The below article appeared in the Wednesday February 14, 2018 Edition of the Daily News-Record.
The Daily-News-Record gave us the permission to post on Shenandoah Newz website.
YOUR HOMETOWN: SHENANDOAH Full Steam Ahead Shenandoah Vision Team Hopes to Create Railroad Museum.
By NOLAN STOUT Daily News-Record - Photo by Nikki Fox/DN-R.
SHENANDOAH A group of Shenandoah residents have a vision and head of steam to improve the town.
The Shenandoah Vision Team hopes to clear a funding hurdle for one of its goals later this year creating a railroad museum.
The Vision Team grew out of a meeting held by the town and the Shenandoah Valley Small Business Development Center in August 2016. The SBDC is a nonprofit organization that offers free, confidential business consulting for new and existing small businesses.
Sara Levinson, a business adviser for the SBDC, said the meeting’s attendees focused on ways to improve the town.
€œOne of the things that came up is they felt like they needed some kind of vision or focus for the development of the town at this point, Levinson said.
The organization soon started facilitating a monthly meeting of residents to achieve their goals, which were narrowed to three areas events, gathering places and a railroad museum.
Each focus area has a committee. The events team is considering after-school programs and one-time or annual gatherings to bring people to town. The gathering places group wants to add or enhance areas the community can meet or relax, such as a coffee shop. The group also is focusing on improvements at Big Gem Park, such as an archery range and fishing pond.
The railroad museum group is seeking local funding to purchase a vacant lot on First Street near Town Hall for the facility.
Russ Comer, a Vision Team member and former councilman, and Town Manager Juanita Roudabush touted the town’s history with the railroad as a driving force behind the museum.
Shenandoah once thrived on the railroad that runs parallel to the South Fork of the Shenandoah River and was constructed in the 1870s, according to the town’s website. Norfolk Southern still operates a facility along the railroad.
The funding would come from Page County’s transient occupancy tax fund. Each year, the county doles out $10,000 to each of its three towns for economic development, Roudabush said.
The county also allows organizations to request a portion of the money for economic development projects.
The team is seeking $30,000 to buy the land and start preliminary engineering.
The location, Roudabush said, is ideal because it looks down on the railroads that run near the South Fork in town. She said some visitors sit in a pocket park on First Street to watch trains come and go and workers in the rail yard.
This would be a perfect place, she said.
Shenandoah has a small museum in Town Hall that includes artifacts from railroads, schools and businesses.
People want to continue donating railroad items, Roudabush said, but there’s nowhere to display them.
We’ve outgrown the space for everything, she said.

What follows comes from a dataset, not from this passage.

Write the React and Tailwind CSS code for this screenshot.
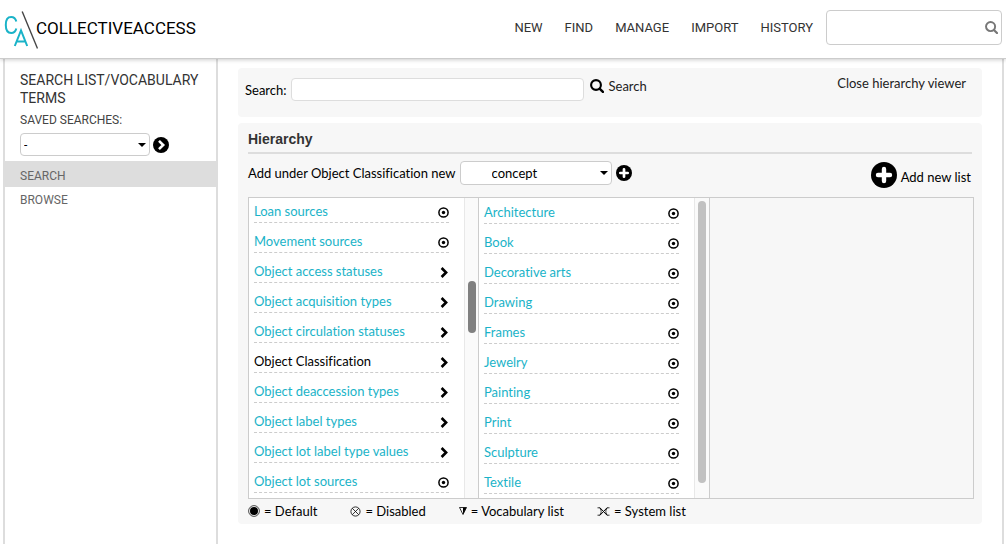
import React from "react";

const lists = [
  ["Loan sources", "dot"],
  ["Movement sources", "dot"],
  ["Object access statuses", "chevron"],
  ["Object acquisition types", "chevron"],
  ["Object circulation statuses", "chevron"],
  ["Object Classification", "chevron"],
  ["Object deaccession types", "chevron"],
  ["Object label types", "chevron"],
  ["Object lot label type values", "chevron"],
  ["Object lot sources", "dot"],
];

const terms = [
  "Architecture",
  "Book",
  "Decorative arts",
  "Drawing",
  "Frames",
  "Jewelry",
  "Painting",
  "Print",
  "Sculpture",
  "Textile",
].map((name) => [name, "dot"]);

function DotIcon() {
  return (
    <svg className="size-[11px]" viewBox="0 0 11 11" aria-hidden="true">
      <circle cx="5.5" cy="5.5" r="4.6" fill="none" stroke="#000" strokeWidth="1.5" />
      <circle cx="5.5" cy="5.5" r="1.7" fill="#000" />
    </svg>
  );
}

function ChevronIcon() {
  return (
    <svg className="h-[11px] w-[9px]" viewBox="0 0 9 11" aria-hidden="true">
      <path d="M1.6 1 L6.1 5.5 L1.6 10" fill="none" stroke="#000" strokeWidth="2.6" />
    </svg>
  );
}

function SearchIcon({ className }) {
  return (
    <svg className={className} viewBox="0 0 14 14" aria-hidden="true">
      <circle cx="6" cy="6" r="4.9" fill="none" stroke="currentColor" strokeWidth="2.1" />
      <path d="M9.6 9.6 L12.9 12.9" stroke="currentColor" strokeWidth="2.4" strokeLinecap="round" />
    </svg>
  );
}

function PlusIcon({ className }) {
  return (
    <svg className={className} viewBox="0 0 26 26" aria-hidden="true">
      <circle cx="13" cy="13" r="13" fill="#000" />
      <path d="M13 7 V19 M7 13 H19" stroke="#fff" strokeWidth="4.4" strokeLinecap="round" />
    </svg>
  );
}

function GoIcon() {
  return (
    <svg className="size-4" viewBox="0 0 16 16" aria-hidden="true">
      <circle cx="8" cy="8" r="8" fill="#000" />
      <path d="M6 3.8 L10.2 8 L6 12.2" fill="none" stroke="#fff" strokeWidth="2.6" />
    </svg>
  );
}

function Caret() {
  return (
    <svg className="pointer-events-none absolute top-1/2 right-1 h-1 w-2 -translate-y-1/2" viewBox="0 0 8 4" aria-hidden="true">
      <path d="M0 0 H8 L4 4 Z" fill="#000" />
    </svg>
  );
}

function Column({ items, current, label, className }) {
  return (
    <ul aria-label={label} className={`min-w-0 flex-1 overflow-hidden pr-[15px] pl-[5px] ${className}`}>
      {items.map(([name, icon]) => (
        <li key={name} className="mb-[5px] flex h-[25px] items-center justify-between border-b border-dashed border-[#ccc]">
          <a href="#" className={name === current ? "pt-px text-black" : "pt-px text-[#1ab3c8]"}>
            {name}
          </a>
          <a href="#" aria-label={`Open ${name}`} className="pt-1">
            {icon === "dot" ? <DotIcon /> : <ChevronIcon />}
          </a>
        </li>
      ))}
    </ul>
  );
}

function Logo() {
  return (
    <a href="#" aria-label="CollectiveAccess" className="flex items-center">
      <svg className="mt-1 h-[39px] w-[34px]" viewBox="0 0 34 39" fill="none" aria-hidden="true">
        <path d="M12.3 11.5 C11.5 8.4 9.6 7 7.2 7 C3.6 7 1.8 9.2 1.8 15 C1.8 20.8 3.6 23 7.2 23 C9.6 23 11.5 21.6 12.3 18.5" stroke="#1ab3c8" strokeWidth="2" />
        <path d="M10.8 36 L17 20.5 L23.2 36 M12.8 31.6 H21.2" stroke="#1ab3c8" strokeWidth="2" />
        <path d="M18.2 1.5 L33.5 38.5" stroke="#444" strokeWidth="1.4" />
      </svg>
      <span className="-ml-0.5 pt-0.5 text-[17px] text-black">COLLECTIVEACCESS</span>
    </a>
  );
}

export default function App() {
  return (
    <div className="flex min-h-screen flex-col bg-white font-['Lato',sans-serif] text-[13px] leading-4 text-black [font-variant-ligatures:none]">
      <header className="relative flex h-[59px] items-center justify-between border-b border-[#ccc] bg-white pr-1 pb-1 pl-1 font-['Roboto',sans-serif] shadow-[0_1px_4px_rgba(0,0,0,0.2)]">
        <Logo />
        <div className="flex items-center">
          <nav className="flex gap-[22px] pt-px pr-[13px] text-[13px] text-[#333]">
            <a href="#">NEW</a>
            <a href="#">FIND</a>
            <a href="#">MANAGE</a>
            <a href="#">IMPORT</a>
            <a href="#">HISTORY</a>
          </nav>
          <form className="relative">
            <input aria-label="Quick search" className="block h-[35px] w-44 rounded border border-[#ccc] bg-white pr-6 pl-2" />
            <button type="button" aria-label="Go" className="absolute top-[11px] right-1 text-[#777]">
              <SearchIcon className="size-[13px]" />
            </button>
          </form>
        </div>
      </header>

      <div className="mr-0.5 ml-[3px] flex flex-1 border-x-2 border-[#ddd]">
        <aside className="w-[213px] shrink-0 border-r-2 border-[#ddd] font-['Roboto',sans-serif]">
          <div className="pr-3 pl-[15px] pt-3">
            <h2 className="text-sm leading-[18px] text-[#333]">SEARCH LIST/VOCABULARY TERMS</h2>
            <label htmlFor="saved" className="mt-1 block text-xs leading-[18px] text-[#444]">
              SAVED SEARCHES:
            </label>
            <div className="mt-1 flex items-center gap-[3px]">
              <div className="relative">
                <select id="saved" className="block h-[23px] w-[130px] appearance-none rounded border border-[#ccc] bg-white pl-[3px] text-xs">
                  <option>-</option>
                </select>
                <Caret />
              </div>
              <button type="button" aria-label="Run saved search">
                <GoIcon />
              </button>
            </div>
          </div>
          <nav className="mt-[5px] text-xs leading-4 text-[#666]">
            <a href="#" className="block bg-[#ddd] px-[15px] pt-[7px] pb-[3px]">SEARCH</a>
            <a href="#" className="block px-[15px] pt-[5px] pb-1">BROWSE</a>
          </nav>
        </aside>

        <main className="min-w-0 flex-1 pt-[9px] pr-5 pl-5">
          <section className="flex h-[49px] items-start justify-between rounded bg-[#f7f7f7] pr-4 pl-[7px]">
            <form className="flex items-start pt-[10px]">
              <label htmlFor="term" className="pt-1">Search:</label>
              <input id="term" className="ml-1 h-[23px] w-[293px] rounded border border-[#ddd] bg-white px-1" />
              <button type="button" className="ml-1.5 flex items-center gap-[5px] text-[#222]">
                <SearchIcon className="size-[14px] text-black" />
                Search
              </button>
            </form>
            <a href="#" className="pt-[7px] text-[#222]">Close hierarchy viewer</a>
          </section>

          <section className="mt-1.5 rounded bg-[#f7f7f7] pr-2 pb-[5px] pl-[10px]">
            <h1 className="mr-0.5 border-b-2 border-[#ddd] pt-1.5 pb-[3px] font-['Liberation_Sans',sans-serif] text-sm font-bold text-[#333]">Hierarchy</h1>
            <div className="flex items-start justify-between">
              <div className="flex items-center pt-[7px]">
                <label htmlFor="type">Add under Object Classification new</label>
                <div className="relative ml-1">
                  <select id="type" className="block h-6 w-[152px] appearance-none rounded border border-[#ccc] bg-white pl-[31px] text-[13px]">
                    <option>concept</option>
                  </select>
                  <Caret />
                </div>
                <button type="button" aria-label="Add concept" className="ml-1">
                  <PlusIcon className="size-4" />
                </button>
              </div>
              <button type="button" className="flex items-center gap-1 pt-2 pr-[3px]">
                <PlusIcon className="size-[26px]" />
                <span className="pt-1">Add new list</span>
              </button>
            </div>

            <div className="mt-[9px] flex h-[302px] border border-[#ccc]">
              <div className="flex w-[230px] border-r border-[#ccc] bg-white">
                <Column items={lists} current="Object Classification" label="Lists" className="pt-0" />
                <div className="w-[14px] border-l border-[#e8e8e8] bg-[#fafafa] px-[3px] pt-[83px]">
                  <div className="h-[52px] w-2 rounded-full bg-[#808080]" />
                </div>
              </div>
              <div className="flex w-[231px] border-r border-[#ccc] bg-white">
                <Column items={terms} label="Terms" className="pt-px" />
                <div className="w-[15px] border-l border-[#e8e8e8] bg-[#fafafa] px-[3px] pt-[3px]">
                  <div className="h-[282px] w-2 rounded-full bg-[#c1c1c1]" />
                </div>
              </div>
            </div>

            <ul className="flex gap-[33px] pt-1">
              <li className="flex items-center gap-1">
                <svg className="size-3" viewBox="0 0 12 12" aria-hidden="true">
                  <circle cx="6" cy="6" r="5.4" fill="none" stroke="#000" strokeWidth="0.7" />
                  <circle cx="6" cy="6" r="4" fill="#000" />
                </svg>
                = Default
              </li>
              <li className="flex items-center gap-1">
                <svg className="size-[11px]" viewBox="0 0 11 11" fill="none" stroke="#000" strokeWidth="0.8" aria-hidden="true">
                  <circle cx="5.5" cy="5.5" r="4.6" />
                  <path d="M2.3 2.3 L8.7 8.7 M8.7 2.3 L2.3 8.7" />
                </svg>
                = Disabled
              </li>
              <li className="flex items-center gap-1">
                <svg className="h-2 w-2" viewBox="0 0 8 8" aria-hidden="true">
                  <path d="M0.5 0.5 H7.5 L4 7.5 Z" fill="none" stroke="#000" strokeWidth="0.8" />
                  <path d="M4 0.5 H7.5 L4 7.5 Z" fill="#000" />
                </svg>
                = Vocabulary list
              </li>
              <li className="flex items-center gap-1">
                <svg className="h-[9px] w-[13px]" viewBox="0 0 13 9" fill="none" stroke="#000" aria-hidden="true">
                  <path d="M0.5 0.8 H3 C3.6 2.6 4.2 3.4 4.2 4.5 C4.2 5.6 3.6 6.4 3 8.2 H0.5 M12.5 0.8 H10 C9.4 2.6 8.8 3.4 8.8 4.5 C8.8 5.6 9.4 6.4 10 8.2 H12.5" strokeWidth="0.8" />
                  <path d="M3 0.8 L10 8.2 M3 8.2 L10 0.8" />
                </svg>
                = System list
              </li>
            </ul>
          </section>
        </main>
      </div>
    </div>
  );
}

Comer said the town also wants to get larger items from Norfolk Southern but needs a building.
If they don’t know those articles are going to be secure, they’re not going to give them to us, he said.
Comer said the museum would attract visitors from Massanutten Resort who are a short distance from Shenandoah. Bringing more people in could spur economic development in a town that hasn’t really recovered from the closings of the Genie Co. garage-door opener manufacturing plant and the Wrangler jeans plant, Comer said.

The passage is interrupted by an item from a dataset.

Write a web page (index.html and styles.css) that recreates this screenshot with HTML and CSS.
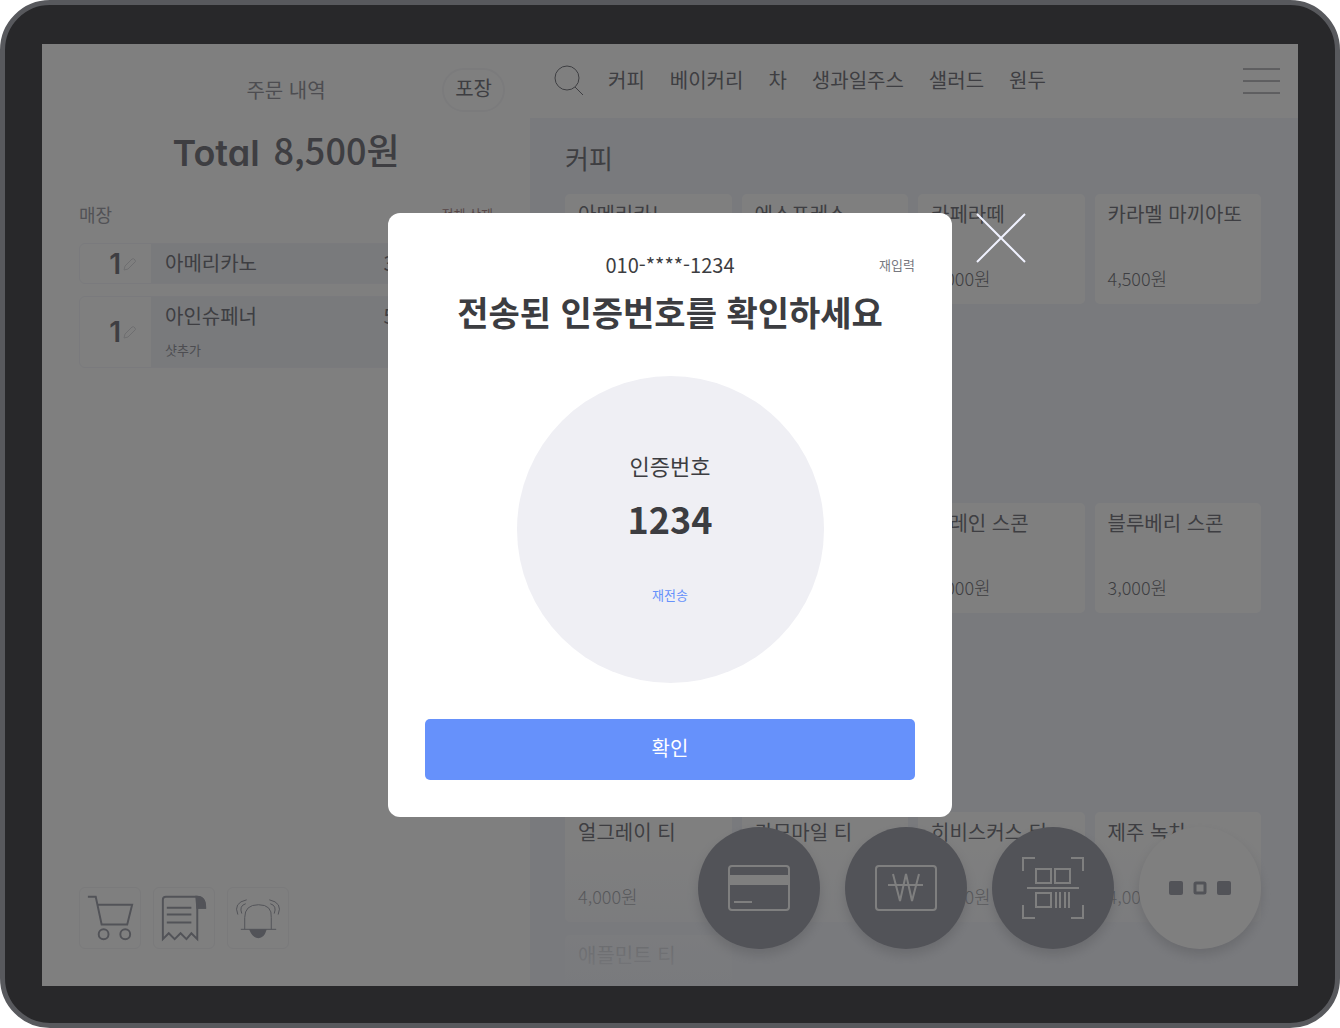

Those are just a few recent examples of familiar hardships for the town since Norfolk and Western downsized most of its operations on the railroads in the late 1950s, the website says. Among those difficulties were fires in the downtown business area twice in the late 1960s and again in 2006 and 2007.
The town has been in a bind financially, and the museum could inject a little life into the local economy, Comer said.
We feel like this is something we need for economic development, he said.
Roudabush said Town Council will consider setting aside money for the museum, which the town would own and operate. Obtaining the property could also help the Vision Team secure donations.
If we can get a sign on that site, I think we’ll get a lot of interest, Comer said. I think we have some people who are really interested in railroads.
There’s no timetable for construction. Comer and Roudabush said purchasing the land is the first big hurdle, and the town should know by June if it received funding.
It would bring many, many tourists to Page County, Roudabush said. Everybody sees Shenandoah’s significance with the history of the railroad.